Comfort with negotiation (not only “fighting”)
The best outcomes are often practical, a clean exit, a workable settlement, or a repaired workplace relationship. Choose counsel who can negotiate firmly while keeping an eye on long-term risk.
Ability to handle sensitive issues discreetly
Employment matters frequently involve confidential allegations and personal data. Ask how the firm handles confidentiality, document access, and internal communications.
Clear scope and communication
You should receive clear guidance on:
What the firm will do first
What documents you need to provide
What the likely paths are (settlement, conciliation, formal proceedings)
What decisions you must make and when
Common “do not do this” moments (for employers and employees)
Small choices early can cause major damage later.
For employers, avoid:
Terminating first and building a paper trail after
Allowing inconsistent discipline across employees in similar roles
Letting managers run investigations informally without a defined process
Writing emotional emails or messages that may become evidence
For employees, avoid:
Resigning “to keep the peace” without advice if you dispute what happened
Signing separation terms on the spot
Relying only on verbal promises about payments or references
Deleting messages or workplace communications (that can backfire)
Where Henlin Gibson Henlin fits in
Henlin Gibson Henlin is a leading international law firm in Jamaica, with deep capability in dispute resolution, litigation, arbitration, mediation, and risk-focused advisory work.
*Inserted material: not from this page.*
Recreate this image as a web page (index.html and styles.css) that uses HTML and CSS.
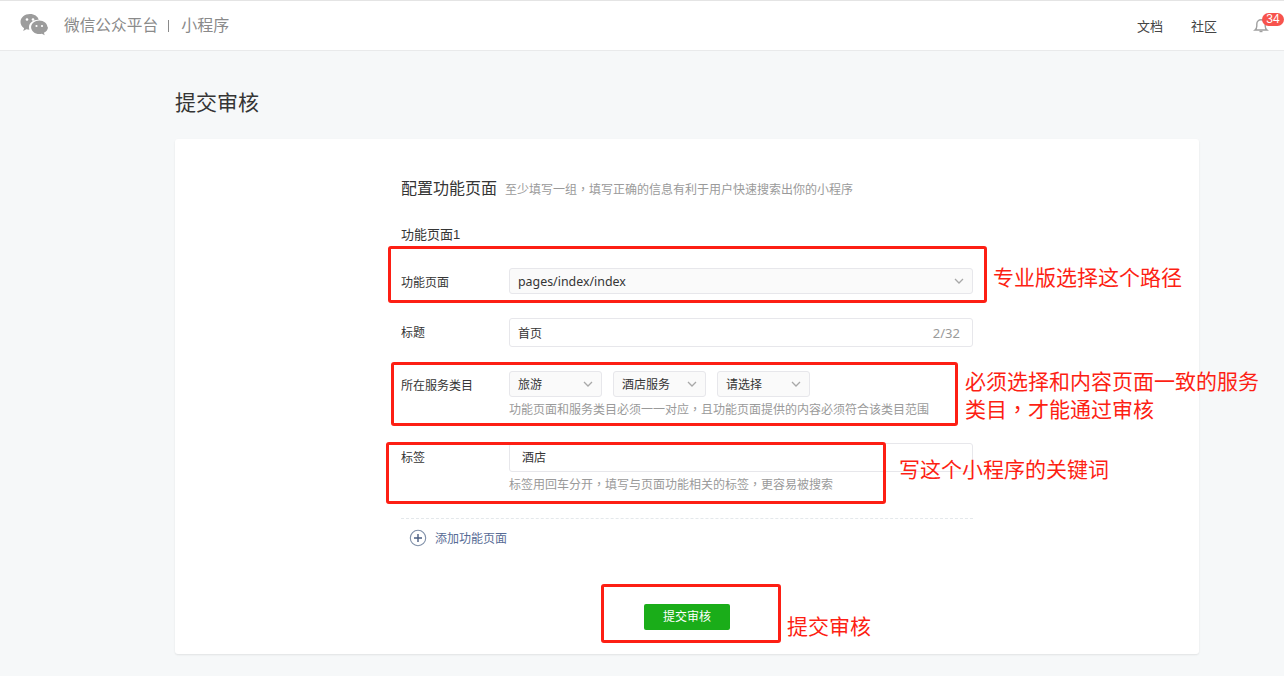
FILE: index.html
```html
<!DOCTYPE html>
<html lang="zh-CN">
<head>
<meta charset="utf-8">
<title>提交审核</title>
<link rel="stylesheet" href="styles.css">
</head>
<body>
<header class="topbar">
  <div class="brand">
    <svg class="logo" width="28" height="24" viewBox="0 0 28 24" aria-hidden="true">
      <path fill="#9c9c9c" d="M10 1C4.700 1 .5 4.500.5 9c0 2.600 1.400 4.800 3.600 6.300L3.200 18l3.200-1.700c1 .3 2 .5 3 .5-.3-.9-.4-1.700-.4-2.500 0-4.300 4-7.600 9-7.600h.7C17.800 3.300 14.300 1 10 1z"/>
      <path fill="#9c9c9c" d="M27.500 14.300c0-3.700-3.700-6.800-8.200-6.800s-8.200 3.100-8.200 6.800 3.700 6.800 8.200 6.800c.9 0 1.800-.1 2.600-.4l2.800 1.500-.8-2.400c2.500-1.200 4.100-3.300 4.100-5.500z"/>
      <circle cx="7" cy="6.500" r="1.300" fill="#fff"/><circle cx="13" cy="6.500" r="1.300" fill="#fff"/>
      <circle cx="16.500" cy="13" r="1.100" fill="#fff"/><circle cx="22" cy="13" r="1.100" fill="#fff"/>
    </svg>
    <span class="brand-name">微信公众平台</span>
    <span class="brand-sep"></span>
    <span class="brand-sub">小程序</span>
  </div>
  <nav class="topnav">
    <a class="topnav-link">文档</a>
    <a class="topnav-link">社区</a>
    <span class="bell">
      <svg width="16" height="16" viewBox="0 0 16 16" aria-hidden="true">
        <path fill="none" stroke="#a0a0a0" stroke-width="1.400" d="M2 13h12c-1.300-1-1.800-2.200-1.800-4V7A4.200 4.200 0 0 0 3.800 7v2c0 1.800-.5 3-1.800 4z"/>
        <path fill="none" stroke="#a0a0a0" stroke-width="1.400" d="M6.500 14.500h3"/>
      </svg>
      <span class="badge">34</span>
    </span>
  </nav>
</header>

<main class="page">
  <h1 class="page-title">提交审核</h1>
  <section class="card">
    <div class="form">
      <div class="form-head">
        <h2 class="form-title">配置功能页面</h2>
        <span class="form-desc">至少填写一组<span class="comma">，</span>填写正确的信息有利于用户快速搜索出你的小程序</span>
      </div>
      <h3 class="group-title">功能页面1</h3>

      <div class="row row-page">
        <label class="label">功能页面</label>
        <div class="field">
          <div class="select select-full">
            <span class="select-text">pages/index/index</span>
            <svg class="chev" width="10" height="6" viewBox="0 0 10 6"><path d="M1 1l4 4 4-4" fill="none" stroke="#a8a8a8" stroke-width="1.300"/></svg>
          </div>
        </div>
      </div>

      <div class="row row-title">
        <label class="label">标题</label>
        <div class="field">
          <div class="input input-title"><span>首页</span><span class="count">2/32</span></div>
        </div>
      </div>

      <div class="row row-cat">
        <label class="label">所在服务类目</label>
        <div class="field">
          <div class="select-group">
            <div class="select select-sm"><span>旅游</span><svg class="chev" width="10" height="6" viewBox="0 0 10 6"><path d="M1 1l4 4 4-4" fill="none" stroke="#a8a8a8" stroke-width="1.300"/></svg></div>
            <div class="select select-sm"><span>酒店服务</span><svg class="chev" width="10" height="6" viewBox="0 0 10 6"><path d="M1 1l4 4 4-4" fill="none" stroke="#a8a8a8" stroke-width="1.300"/></svg></div>
            <div class="select select-sm"><span>请选择</span><svg class="chev" width="10" height="6" viewBox="0 0 10 6"><path d="M1 1l4 4 4-4" fill="none" stroke="#a8a8a8" stroke-width="1.300"/></svg></div>
          </div>
          <p class="tip">功能页面和服务类目必须一一对应<span class="comma">，</span>且功能页面提供的内容必须符合该类目范围</p>
        </div>
      </div>

      <div class="row row-tag">
        <label class="label">标签</label>
        <div class="field">
          <div class="input input-tag"><span>酒店</span></div>
          <p class="tip tip-tag">标签用回车分开<span class="comma">，</span>填写与页面功能相关的标签<span class="comma">，</span>更容易被搜索</p>
        </div>
      </div>

      <a class="add">
        <svg width="18" height="18" viewBox="0 0 18 18" aria-hidden="true">
          <circle cx="9" cy="9" r="7.700" fill="none" stroke="#7f8fa8" stroke-width="1.100"/>
          <path d="M9 5v8M5 9h8" fill="none" stroke="#4a5d82" stroke-width="1.400"/>
        </svg>
        <span class="add-text">添加功能页面</span>
      </a>

      <div class="actions"><button class="submit" type="button">提交审核</button></div>
    </div>
  </section>
</main>

<div class="mark mark-1"></div>
<div class="mark mark-2"></div>
<div class="mark mark-3"></div>
<div class="mark mark-4"></div>
<p class="note note-1">专业版选择这个路径</p>
<p class="note note-2">必须选择和内容页面一致的服务<br>类目<span class="comma">，</span>才能通过审核</p>
<p class="note note-3">写这个小程序的关键词</p>
<p class="note note-4">提交审核</p>
</body>
</html>
```

FILE: styles.css
```css
* { box-sizing: border-box; }
html, body { margin: 0; padding: 0; }
body {
  position: relative;
  width: 1284px;
  height: 676px;
  overflow: hidden;
  background: #f6f8f9;
  color: #353535;
  font-family: "Liberation Sans", "Noto Sans CJK SC", sans-serif;
  font-size: 12px;
}
.comma {
  font-family: "Noto Sans CJK TC", sans-serif;
  font-feature-settings: "locl" 0;
  line-height: 0;
}
.topbar {
  height: 51px;
  padding: 0 15px 0 20px;
  display: flex;
  align-items: center;
  justify-content: space-between;
  background: #fff;
  border-top: 1px solid #e4e4e4;
  border-bottom: 1px solid #e9eaeb;
}
.brand { display: flex; align-items: center; color: #8a8a8a; }
.logo { margin-right: 16px; margin-top: -2px; }
.brand-name { font-size: 15.700px; line-height: 22px; }
.brand-sub { font-size: 16px; line-height: 22px; }
.brand-sep { width: 1px; height: 12px; margin: 0 12px 0 10px; background: #8a8a8a; }
.topnav { display: flex; align-items: center; }
.topnav-link { font-size: 13px; color: #444; margin-right: 28px; }
.topnav-link:last-of-type { margin-right: 27px; }
.bell { position: relative; display: block; width: 16px; height: 16px; margin-top: -2px; margin-left: 9px; }
.badge {
  position: absolute;
  left: 9px;
  top: -4px;
  width: 22px;
  height: 13px;
  border-radius: 7px;
  background: #f7534d;
  color: #fff;
  font-size: 12px;
  line-height: 13px;
  text-align: center;
}
.page { width: 1024px; margin-left: 175px; }
.page-title {
  margin: 0;
  padding-top: 36px;
  height: 88px;
  font-size: 21px;
  font-weight: 400;
  line-height: 32px;
  color: #353535;
}
.card {
  height: 515px;
  background: #fff;
  border-radius: 3px;
  box-shadow: 0 1px 2px rgba(0, 0, 0, .09);
  padding: 38px 0 0 226px;
}
.form { width: 572px; }
.form-head { display: flex; align-items: baseline; height: 24px; }
.form-title { margin: 0 8px 0 0; font-size: 16px; font-weight: 400; line-height: 24px; }
.form-desc { color: #9a9a9a; line-height: 24px; }
.group-title { margin: 24px 0 0; font-size: 13px; font-weight: 400; line-height: 20px; height: 20px; }
.row { display: flex; }
.label { width: 108px; flex: none; line-height: 18px; padding-top: 6px; }
.field { flex: 1; min-width: 0; }
.row-page { margin-top: 23px; }
.row-title { margin-top: 24px; }
.row-cat { margin-top: 24px; }
.row-tag { margin-top: 24px; }
.select {
  display: flex;
  align-items: center;
  justify-content: space-between;
  height: 26px;
  background: #fafafa;
  border: 1px solid #e7e7eb;
  border-radius: 3px;
  padding: 0 8px;
  color: #353535;
}
.select-full { font-family: "Noto Sans", "Noto Sans CJK SC", sans-serif; font-size: 12.400px; padding-right: 8px; }
.select-group { display: flex; gap: 11px; }
.select-sm { width: 93px; padding-bottom: 1px; }
.chev { flex: none; }
.input {
  display: flex;
  align-items: center;
  justify-content: space-between;
  background: #fff;
  border: 1px solid #e7e7eb;
  border-radius: 3px;
}
.input-title { height: 29px; padding: 0 12px 0 8px; }
.input-tag { height: 29px; padding: 0 12px 2px; }
.count { color: #9a9a9a; font-family: "Noto Sans", sans-serif; font-size: 13px; }
.tip { margin: 5px 0 0; color: #9a9a9a; line-height: 17px; }
.add {
  display: flex;
  align-items: center;
  gap: 8px;
  margin-top: 24px;
  padding: 10px 0 0 8px;
  height: 29px;
  border-top: 1px dashed #e4e8eb;
  color: #576b95;
}
.add svg { flex: none; }
.add-text { padding-bottom: 2px; }
.actions { display: flex; justify-content: center; margin-top: 57px; }
.submit {
  width: 86px;
  height: 26px;
  padding: 0 0 3px;
  border: 0;
  border-radius: 2px;
  background: #1aad19;
  color: #fff;
  font: inherit;
  font-size: 12px;
}
.mark {
  position: absolute;
  border: 3px solid #fd1f14;
  border-radius: 3px;
}
.mark-1 { left: 388px; top: 246px; width: 599px; height: 57px; }
.mark-2 { left: 391px; top: 362px; width: 567px; height: 64px; }
.mark-3 { left: 386px; top: 442px; width: 500px; height: 62px; }
.mark-4 { left: 601px; top: 584px; width: 180px; height: 59px; }
.note {
  position: absolute;
  margin: 0;
  color: #fd1f14;
  font-size: 21px;
  line-height: 28px;
  white-space: nowrap;
}
.note-1 { left: 993px; top: 264px; }
.note-2 { left: 965px; top: 368px; }
.note-3 { left: 899px; top: 456px; }
.note-4 { left: 787px; top: 613px; }
```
Those skills often matter in employment disputes, especially where a matter may escalate, involve complex evidence, or require a strategic approach to negotiation.
If you are dealing with a workplace dispute and need legal guidance on next steps, you can contact Henlin Gibson Henlin via the firm website at henlin.pro to discuss your situation and determine the appropriate path forward.
A final note on timing
If you take one idea from this guide, let it be this: the most effective legal work in employment disputes often happens before the conflict hardens. Early advice can help you choose the right process, preserve the right evidence, and avoid steps that are difficult to undo later.
This article is for general information only and is not legal advice. Employment matters are fact-specific, and you should obtain advice tailored to your circumstances.